Les arrêts de travail, sont-ils devenus un fléau en France ? C’est l’avis du patronat qui réclame plus d’équité et qui tempête contre la complaisance de certains médecins. Une clameur qui trouve des bonnes oreilles à Bercy qui voit dans l’augmentation des arrêts-maladies un gouffre financier et donc un levier pour faire des économies. Les salariés sont appelés à la responsabilisation et les médecins, principalement des généralistes, jugés comme des prescripteurs à la chaîne sont rappelés à l’ordre. C’est un chantier important qui s’ouvre alors que beaucoup de praticiens dénoncent un “flicage”. C’est surtout un nouveau témoignage des mutations en cours dans notre rapport au travail.
Le patron du Medef, Geoffroy Roux de Bézieux, a ouvert les hostilités en parlant “d’arrêt-maladie de complaisance”. En cause : l’augmentation de l’absentéisme en France. Entre 2021 et 2022, les dépenses liées aux indemnités journalières des arrêts-maladies ont augmenté de 7,9 % selon Bercy, pour atteindre les 15 milliards d’euros. Chiffre qui pourrait grimper à 23 milliards d’euros d’ici la fin du quinquennat s’inquiète le ministère de l'Économie.
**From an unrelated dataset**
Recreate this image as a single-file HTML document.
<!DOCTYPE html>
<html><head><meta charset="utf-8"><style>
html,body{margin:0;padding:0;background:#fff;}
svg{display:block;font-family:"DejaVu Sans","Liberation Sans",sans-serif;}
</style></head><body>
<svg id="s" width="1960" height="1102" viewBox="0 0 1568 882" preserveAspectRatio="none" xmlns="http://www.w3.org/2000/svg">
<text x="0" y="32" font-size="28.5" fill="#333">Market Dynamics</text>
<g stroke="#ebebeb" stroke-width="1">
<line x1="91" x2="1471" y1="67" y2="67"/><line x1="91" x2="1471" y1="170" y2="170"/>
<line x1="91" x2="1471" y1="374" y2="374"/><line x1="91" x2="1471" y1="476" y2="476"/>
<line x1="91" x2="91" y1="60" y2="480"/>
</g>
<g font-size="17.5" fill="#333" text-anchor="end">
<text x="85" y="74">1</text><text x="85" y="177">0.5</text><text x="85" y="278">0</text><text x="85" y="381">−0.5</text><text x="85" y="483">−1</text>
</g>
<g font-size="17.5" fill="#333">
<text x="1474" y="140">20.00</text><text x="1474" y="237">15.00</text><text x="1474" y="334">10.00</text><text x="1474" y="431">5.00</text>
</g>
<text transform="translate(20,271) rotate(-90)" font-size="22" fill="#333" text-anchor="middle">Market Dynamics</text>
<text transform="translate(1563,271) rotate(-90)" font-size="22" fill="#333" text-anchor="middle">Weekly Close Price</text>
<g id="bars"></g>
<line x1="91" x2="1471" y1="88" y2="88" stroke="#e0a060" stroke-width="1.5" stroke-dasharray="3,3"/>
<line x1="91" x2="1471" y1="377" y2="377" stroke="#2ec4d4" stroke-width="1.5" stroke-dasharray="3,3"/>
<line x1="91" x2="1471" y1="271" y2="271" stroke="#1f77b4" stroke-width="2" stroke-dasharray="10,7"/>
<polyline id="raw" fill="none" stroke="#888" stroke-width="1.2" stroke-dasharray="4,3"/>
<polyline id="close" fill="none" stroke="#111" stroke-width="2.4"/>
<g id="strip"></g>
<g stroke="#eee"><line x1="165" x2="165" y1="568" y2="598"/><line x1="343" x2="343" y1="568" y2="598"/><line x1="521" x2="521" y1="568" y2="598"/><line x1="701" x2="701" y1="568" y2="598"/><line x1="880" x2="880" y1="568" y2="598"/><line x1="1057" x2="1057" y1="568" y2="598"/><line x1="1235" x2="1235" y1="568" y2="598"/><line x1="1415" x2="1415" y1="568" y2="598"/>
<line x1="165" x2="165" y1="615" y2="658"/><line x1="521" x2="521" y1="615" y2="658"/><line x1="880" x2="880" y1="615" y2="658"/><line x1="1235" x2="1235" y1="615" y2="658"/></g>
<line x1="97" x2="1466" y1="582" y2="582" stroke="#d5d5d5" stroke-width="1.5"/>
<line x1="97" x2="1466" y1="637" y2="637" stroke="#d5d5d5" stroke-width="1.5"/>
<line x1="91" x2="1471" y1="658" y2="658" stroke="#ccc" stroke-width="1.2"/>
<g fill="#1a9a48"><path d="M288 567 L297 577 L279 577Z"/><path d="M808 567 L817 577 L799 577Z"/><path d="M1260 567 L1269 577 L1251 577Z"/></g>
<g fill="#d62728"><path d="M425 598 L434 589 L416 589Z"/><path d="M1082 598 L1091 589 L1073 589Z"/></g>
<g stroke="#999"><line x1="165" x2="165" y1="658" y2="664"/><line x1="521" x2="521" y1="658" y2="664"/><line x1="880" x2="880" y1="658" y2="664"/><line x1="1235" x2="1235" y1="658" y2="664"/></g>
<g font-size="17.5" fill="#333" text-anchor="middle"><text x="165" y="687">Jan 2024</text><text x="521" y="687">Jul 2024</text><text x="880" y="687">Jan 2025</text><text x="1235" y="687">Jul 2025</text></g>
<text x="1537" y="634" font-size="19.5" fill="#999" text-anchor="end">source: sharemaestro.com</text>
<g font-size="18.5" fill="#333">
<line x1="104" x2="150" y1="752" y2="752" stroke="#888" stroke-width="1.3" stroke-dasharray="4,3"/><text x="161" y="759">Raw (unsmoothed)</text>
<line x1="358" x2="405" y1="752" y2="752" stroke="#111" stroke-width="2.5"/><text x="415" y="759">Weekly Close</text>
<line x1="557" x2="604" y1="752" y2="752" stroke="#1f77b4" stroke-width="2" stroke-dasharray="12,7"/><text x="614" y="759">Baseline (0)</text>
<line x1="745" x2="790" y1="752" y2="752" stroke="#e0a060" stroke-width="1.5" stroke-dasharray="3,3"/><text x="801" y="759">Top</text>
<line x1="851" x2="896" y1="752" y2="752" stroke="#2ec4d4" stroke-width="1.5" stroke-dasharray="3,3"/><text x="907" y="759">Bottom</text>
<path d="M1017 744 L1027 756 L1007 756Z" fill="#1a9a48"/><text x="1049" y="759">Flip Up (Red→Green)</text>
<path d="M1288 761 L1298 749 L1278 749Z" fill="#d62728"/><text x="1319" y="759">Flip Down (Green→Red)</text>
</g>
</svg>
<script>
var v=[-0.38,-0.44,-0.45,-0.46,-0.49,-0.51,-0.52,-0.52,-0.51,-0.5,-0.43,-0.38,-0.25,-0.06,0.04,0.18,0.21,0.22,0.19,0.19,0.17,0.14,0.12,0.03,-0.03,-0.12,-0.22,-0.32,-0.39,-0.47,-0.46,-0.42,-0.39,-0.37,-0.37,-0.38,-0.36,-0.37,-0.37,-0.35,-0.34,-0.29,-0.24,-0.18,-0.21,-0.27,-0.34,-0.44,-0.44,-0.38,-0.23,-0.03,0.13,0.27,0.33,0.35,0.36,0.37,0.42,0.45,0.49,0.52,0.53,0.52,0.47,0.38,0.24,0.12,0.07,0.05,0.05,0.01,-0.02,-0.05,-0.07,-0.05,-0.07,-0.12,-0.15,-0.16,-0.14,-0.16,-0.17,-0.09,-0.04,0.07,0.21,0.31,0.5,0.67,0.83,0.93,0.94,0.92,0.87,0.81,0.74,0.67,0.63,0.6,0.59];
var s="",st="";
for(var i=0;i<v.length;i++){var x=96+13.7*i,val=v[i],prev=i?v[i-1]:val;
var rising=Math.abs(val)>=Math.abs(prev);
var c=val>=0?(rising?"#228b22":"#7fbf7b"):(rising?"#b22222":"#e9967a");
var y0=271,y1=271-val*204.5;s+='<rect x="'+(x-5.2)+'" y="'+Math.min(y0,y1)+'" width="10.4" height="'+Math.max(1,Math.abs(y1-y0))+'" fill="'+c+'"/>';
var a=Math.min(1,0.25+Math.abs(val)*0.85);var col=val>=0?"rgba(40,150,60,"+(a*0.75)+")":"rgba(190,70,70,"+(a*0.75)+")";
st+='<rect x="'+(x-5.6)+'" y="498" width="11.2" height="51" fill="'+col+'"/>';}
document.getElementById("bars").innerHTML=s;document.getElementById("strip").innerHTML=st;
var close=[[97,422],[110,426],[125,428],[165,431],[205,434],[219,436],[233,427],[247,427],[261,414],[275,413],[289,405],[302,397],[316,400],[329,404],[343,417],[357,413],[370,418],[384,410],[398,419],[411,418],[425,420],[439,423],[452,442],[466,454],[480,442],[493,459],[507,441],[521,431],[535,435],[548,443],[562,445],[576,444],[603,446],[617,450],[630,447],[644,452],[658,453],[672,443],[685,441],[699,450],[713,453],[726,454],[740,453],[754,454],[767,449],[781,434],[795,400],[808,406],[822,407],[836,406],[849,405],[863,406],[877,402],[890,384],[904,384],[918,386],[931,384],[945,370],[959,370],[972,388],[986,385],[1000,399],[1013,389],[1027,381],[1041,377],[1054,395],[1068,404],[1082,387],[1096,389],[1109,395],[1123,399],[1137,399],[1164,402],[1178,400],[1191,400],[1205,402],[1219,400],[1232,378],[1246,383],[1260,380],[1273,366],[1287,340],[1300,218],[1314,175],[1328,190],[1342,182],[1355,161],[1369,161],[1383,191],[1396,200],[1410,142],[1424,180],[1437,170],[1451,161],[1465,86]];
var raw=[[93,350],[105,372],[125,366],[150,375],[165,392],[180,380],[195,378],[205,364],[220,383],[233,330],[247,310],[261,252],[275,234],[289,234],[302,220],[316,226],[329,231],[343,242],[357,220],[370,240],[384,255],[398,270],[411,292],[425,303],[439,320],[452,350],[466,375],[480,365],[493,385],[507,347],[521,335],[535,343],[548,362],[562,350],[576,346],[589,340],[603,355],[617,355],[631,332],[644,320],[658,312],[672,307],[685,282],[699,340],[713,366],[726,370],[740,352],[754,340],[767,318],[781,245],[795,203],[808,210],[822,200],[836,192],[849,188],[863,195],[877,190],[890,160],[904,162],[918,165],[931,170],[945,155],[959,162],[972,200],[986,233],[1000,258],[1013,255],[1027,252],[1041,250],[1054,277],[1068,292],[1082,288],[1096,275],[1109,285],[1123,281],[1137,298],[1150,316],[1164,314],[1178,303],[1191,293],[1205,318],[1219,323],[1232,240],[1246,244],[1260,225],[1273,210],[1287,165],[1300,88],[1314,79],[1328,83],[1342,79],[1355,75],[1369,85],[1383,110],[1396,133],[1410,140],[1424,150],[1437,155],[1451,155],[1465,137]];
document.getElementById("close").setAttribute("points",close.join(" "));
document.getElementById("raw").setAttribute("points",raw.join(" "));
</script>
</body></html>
Sur la décennie écoulée : le nombre d'arrêts-maladies est passé de 6,4 millions à 8,8 millions, soit une hausse de 37,5 %.
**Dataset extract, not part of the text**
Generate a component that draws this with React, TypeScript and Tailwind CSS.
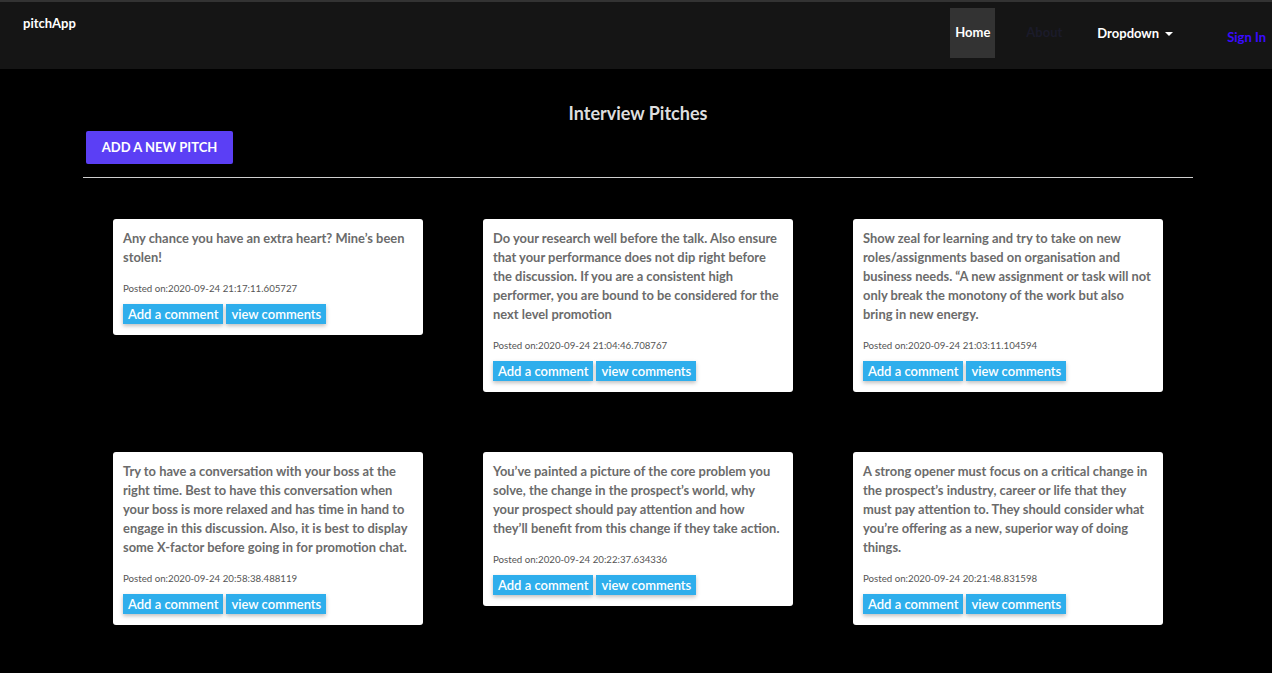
import React from "react";

type Pitch = { text: string; posted: string };

const pitches: Pitch[] = [
  {
    text: "Any chance you have an extra heart? Mine’s been stolen!",
    posted: "2020-09-24 21:17:11.605727",
  },
  {
    text: "Do your research well before the talk. Also ensure that your performance does not dip right before the discussion. If you are a consistent high performer, you are bound to be considered for the next level promotion",
    posted: "2020-09-24 21:04:46.708767",
  },
  {
    text: "Show zeal for learning and try to take on new roles/assignments based on organisation and business needs. “A new assignment or task will not only break the monotony of the work but also bring in new energy.",
    posted: "2020-09-24 21:03:11.104594",
  },
  {
    text: "Try to have a conversation with your boss at the right time. Best to have this conversation when your boss is more relaxed and has time in hand to engage in this discussion. Also, it is best to display some X-factor before going in for promotion chat.",
    posted: "2020-09-24 20:58:38.488119",
  },
  {
    text: "You’ve painted a picture of the core problem you solve, the change in the prospect’s world, why your prospect should pay attention and how they’ll benefit from this change if they take action.",
    posted: "2020-09-24 20:22:37.634336",
  },
  {
    text: "A strong opener must focus on a critical change in the prospect’s industry, career or life that they must pay attention to. They should consider what you’re offering as a new, superior way of doing things.",
    posted: "2020-09-24 20:21:48.831598",
  },
];

const PitchCard: React.FC<{ pitch: Pitch }> = ({ pitch }) => (
  <div className="bg-white rounded-[3px] pl-[10px] pr-[11px] pt-[10px] pb-[11px]">
    <p className="text-[12.9px] font-bold leading-[19px] text-[#6b6b6b]">{pitch.text}</p>
    <p className="mt-[15px] text-[9.7px] leading-[12px] text-[#555]">Posted on:{pitch.posted}</p>
    <div className="mt-[10px] flex gap-[3px]">
      <button className="bg-[#2eaeec] text-white text-[13px] font-semibold leading-[20px] px-[5px] shadow-[0_2px_4px_rgba(0,0,0,0.25)]">
        Add a comment
      </button>
      <button className="bg-[#2eaeec] text-white text-[13px] font-semibold leading-[20px] px-[5px] shadow-[0_2px_4px_rgba(0,0,0,0.25)]">
        view comments
      </button>
    </div>
  </div>
);

export default function App() {
  return (
    <div className="min-h-screen bg-black font-['Lato','Noto_Sans',sans-serif]">
      {/* Navbar */}
      <nav className="h-[69px] bg-[#151515] border-t-2 border-[#333] flex items-start">
        <div className="pl-[23px] pt-[12px] text-white text-[13px] font-bold">pitchApp</div>
        <div className="ml-auto flex items-start pt-[6px]">
          <a className="h-[50px] w-[45px] bg-[#333] flex items-center justify-center text-white text-[13px] font-bold">
            Home
          </a>
          <a className="ml-[31px] h-[50px] flex items-center text-[13px] font-bold text-[#1b1b2a]">About</a>
          <a className="ml-[35px] h-[50px] pt-[2px] flex items-center text-[13px] font-bold text-white">
            Dropdown
            <span className="ml-[6px] inline-block w-0 h-0 border-l-[4px] border-r-[4px] border-t-[4px] border-l-transparent border-r-transparent border-t-white" />
          </a>
          <a className="ml-[54px] mr-[6px] pt-[20px] text-[13px] font-bold text-[#3a0bff]">Sign In</a>
        </div>
      </nav>

      {/* Main */}
      <main className="w-[1110px] ml-[83px] pb-[50px]">
        <h1 className="pt-[33px] text-center text-[18px] font-bold leading-[22px] text-[#dedede]">
          Interview Pitches
        </h1>
        <button className="ml-[3px] mt-[7px] w-[147px] h-[33px] bg-[#5b3ff5] rounded-[2px] text-white text-[13px] font-bold uppercase">
          Add a new pitch
        </button>
        <hr className="mt-[13px] border-0 h-px bg-[#cfcfcf]" />
        <div className="mt-[41px] px-[30px] grid grid-cols-3 gap-x-[60px] gap-y-[60px] items-start">
          {pitches.map((p, i) => (
            <PitchCard key={i} pitch={p} />
          ))}
        </div>
      </main>
    </div>
  );
}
Nouvelle preuve de l’évolution du rapport au travail en France depuis le Covid, les jeunes sont les plus touchés par cet absentéisme. Selon le datascope de l’assureur Axa qui tient un observatoire de l’absentéisme : le taux a progressé de plus de 50 % chez les moins de 30 ans entre 2019 et 2022. Un constat que vérifient sur le terrain les médecins généralistes.
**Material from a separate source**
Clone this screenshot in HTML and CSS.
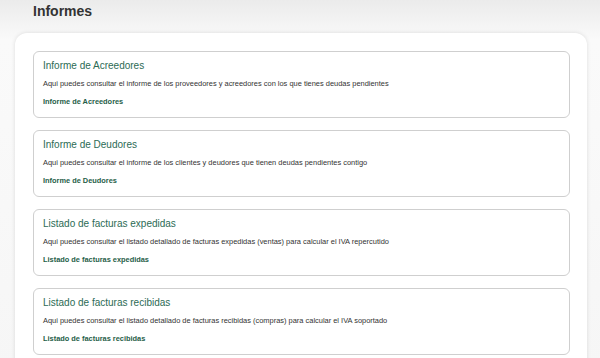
FILE: index.html
```html
<!DOCTYPE html>
<html lang="es">
<head>
  <meta charset="UTF-8">
  <meta name="viewport" content="width=device-width, initial-scale=1.0">
  <title>Informes</title>
  <link rel="stylesheet" href="styles.css">
</head>
<body>
  <header class="page-header">
    <h1>Informes</h1>
  </header>

  <main class="panel">
    <div class="report-card">
      <h2>Informe de Acreedores</h2>
      <p>Aqui puedes consultar el informe de los proveedores y acreedores con los que tienes deudas pendientes</p>
      <a href="#">Informe de Acreedores</a>
    </div>

    <div class="report-card">
      <h2>Informe de Deudores</h2>
      <p>Aqui puedes consultar el informe de los clientes y deudores que tienen deudas pendientes contigo</p>
      <a href="#">Informe de Deudores</a>
    </div>

    <div class="report-card">
      <h2>Listado de facturas expedidas</h2>
      <p>Aqui puedes consultar el listado detallado de facturas expedidas (ventas) para calcular el IVA repercutido</p>
      <a href="#">Listado de facturas expedidas</a>
    </div>

    <div class="report-card">
      <h2>Listado de facturas recibidas</h2>
      <p>Aqui puedes consultar el listado detallado de facturas recibidas (compras) para calcular el IVA soportado</p>
      <a href="#">Listado de facturas recibidas</a>
    </div>
  </main>
</body>
</html>
```

FILE: styles.css
```css
* {
  box-sizing: border-box;
}

body {
  margin: 0;
  font-family: "Liberation Sans", Arial, sans-serif;
  color: #333;
  background: linear-gradient(to bottom, #ebebeb 0, #fafafa 40px, #f6f6f6 100%);
  min-height: 100vh;
}

.page-header {
  padding: 3px 33px 0;
  height: 33px;
}

.page-header h1 {
  margin: 0;
  font-size: 14px;
  line-height: 17px;
  font-weight: bold;
  color: #333;
}

.panel {
  margin: 0 13px 0 15px;
  padding: 18px 17px 18px 18px;
  background: #fff;
  border-radius: 12px;
  box-shadow: 0 0 4px rgba(0,0,0,0.12);
  display: flex;
  flex-direction: column;
  gap: 12px;
}

.report-card {
  border: 1px solid #cfcfcf;
  border-radius: 6px;
  padding: 7px 9px 10px;
  background: #fff;
}

.report-card h2 {
  margin: 0 0 7px;
  font-size: 10px;
  line-height: 13px;
  font-weight: normal;
  color: #2c6b55;
}

.report-card p {
  margin: 0 0 8px;
  font-size: 7.45px;
  line-height: 10px;
  color: #333;
}

.report-card a {
  display: block;
  font-size: 7.4px;
  line-height: 10px;
  font-weight: bold;
  color: #1f5e48;
  text-decoration: none;
}
```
Ces derniers sont vent debout contre les mots utilisés par le patron du Medef. “Complaisance, cela signifie très clairement que les médecins sont des escrocs et que les patients abusent” s’emporte le docteur Jérôme Marty, président de l'Union Française pour une Médecine Libre. Sauf que l’assurance-maladie a emboîté le pas à Geoffroy Roux de Bézieux puisqu'elle surveille 15 000 praticiens de près. 5 000 sont ciblés pour recevoir des entretiens afin de questionner leurs habitudes de prescription. Et au moins un millier de médecins, considérés comme des gros prescripteurs d’arrêt-maladie, ont reçu un courrier pour leur annoncer une mise sous objectifs, soit un contrôle du nombre d'arrêts maladie prescrit. Un délit statistique selon la Confédération des syndicats médicaux français (CSMF).
Outre le Medef, la Confédération des petites et moyennes entreprises (CPME), entend ainsi responsabiliser les salariés. Son secrétaire général, Jean-Eudes du Mesnil, réclame plus d'équité entre le public et le privé concernant les jours de carence, en établissant des jours de carence d’ordre public en interdisant toutes dérogations. La Cour des comptes assure que le jour de carence réintroduis dans la fonction publique en 2018 a permis de faire baisser les arrêts de travail de courte durée de 23 %.
Enfin, un autre axe de travail, qui fait consensus, est la lutte contre les fraudes : à savoir la délivrance de faux certificats sur les réseaux sociaux ou sur certaines applications comme Snapchat moyennant quelques dizaines d’euros. Et puis Gabriel Attal le ministre du budget veut aussi lutter contre les arrêts de travail délivrés en téléconsultation, mais il s’était heurté en septembre dernier au Conseil constitutionnel. Il y a fort à parier que le gouvernement tentera de nouveau d'encadrer les arrêts maladies en téléconsultation à l’automne prochain, lors de la prochaine loi finance.